With roughly 20 million whisky barrels in circulation in Scotland — and a strong supply of ex-Bourbon casks still coming from the US, which produces two million per year — the principal business of Speyside Cooperage is repairing and rejuvenating 72,500 barrels a year to extend their lives and keep them in circulation. To ensure a barrel achieves up to 70 years of active life requires a marriage of the traditional hand skills of a cooper with the use of modern machinery.
For the first 12 months, apprentices learn only traditional skills. Speyside runs an emergency service for distilleries’ on-site repairs. ‘If you’re going to go to a warehouse to fix a barrel there, you won’t have machinery with you. You will need the traditional skills,’ explains Malcolm Munro, manager at Speyside Cooperage.
Mr Munro began in the industry at the age of 15 and joined Speyside 30 years ago. Cooperage, he says, is a mixture of skill and physical toil. The 21 coopers, including six apprentices, at Craigellachie are paid by the number of barrels they process, which averages 20 in an eight-hour shift. Employee Dave Mackenzie holds the official Guinness World Record for assembling a 190-litre barrel in three minutes, three seconds. Outside, in the shadow of Ben Rinnes, the stows of refurbished casks stack up, sometimes 11,000 in a pyramid. Split, porous or wormholed staves have been replaced and hoops renewed.
On some, rejuvenation has taken place.
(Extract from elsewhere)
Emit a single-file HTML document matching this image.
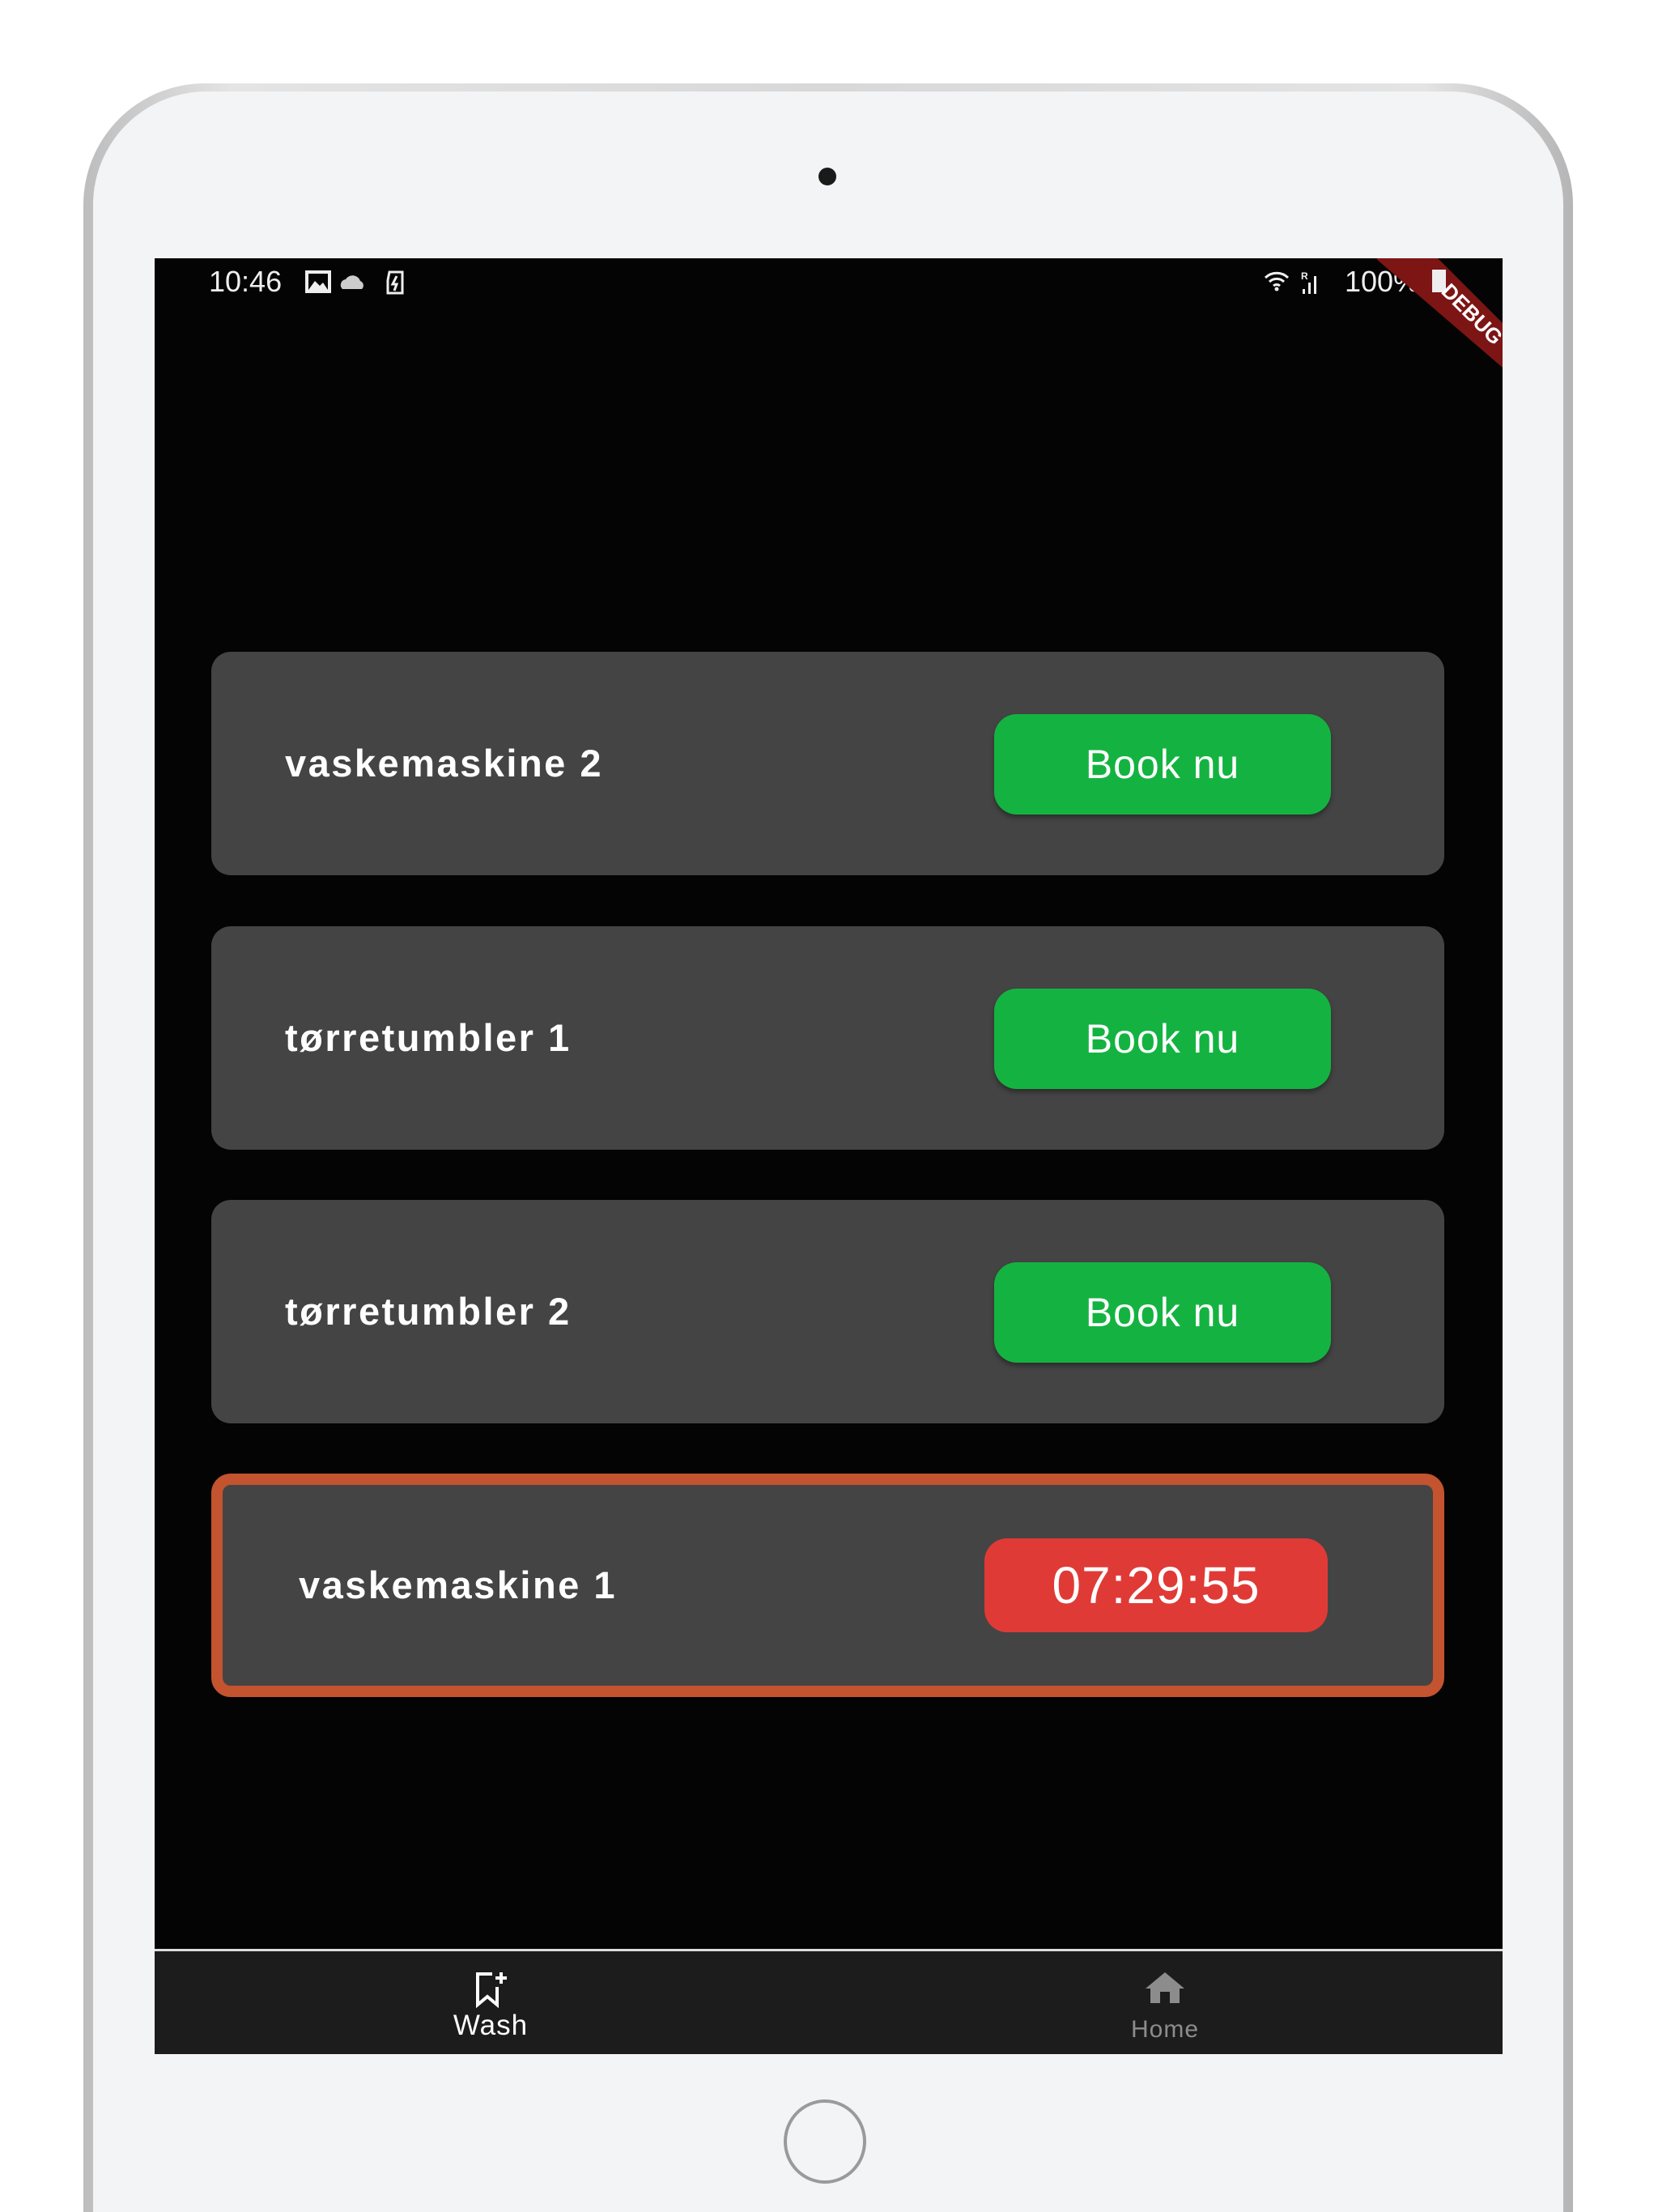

It involves a process called ‘de-char, re-char’. After a barrel has been used three or four times, the charred interior will lose its effectiveness. The old layer is removed with a mechanical wire brush and the process is redone. This extends the life of the barrel, but the effect on flavour will be different with the new char.
Sherry barrels are not charred, but all casks are toasted over the radiant heat of a fire for 40 minutes. This ensures that the staves retain the shape they are steamed into. Toasting has an effect on wood like that of caramelising onions, producing a coat of simple sugars and altering other compounds, all of which adds to the influences on the flavour of the whisky. The degree of toasting or charring and the size of the barrel — whisky matures faster in smaller containers — are calibrated to achieve the required taste. One recent Speyside customer has asked for their barrels to be toasted with a seaweed fire.
Scotland has its own arcane terminology for the parts, processes and tools of coopering. Etch, crum knife, belly knife, draw shave, scutching, cantle, lummie, plucker and bung-flogger — the names reek of an ancient craft. On the last day of his four-year apprenticeship, the cooper undergoes the traditional ‘blackening’ in the workshop. He is covered with pot ale, molasses, sawdust, feathers and flour and rolled in the final barrel he made before graduating. Only then is he considered a fully matured member of his craft, ready to practise its ancient skills and play a part in the noble cause of Scotch-whisky manufacture.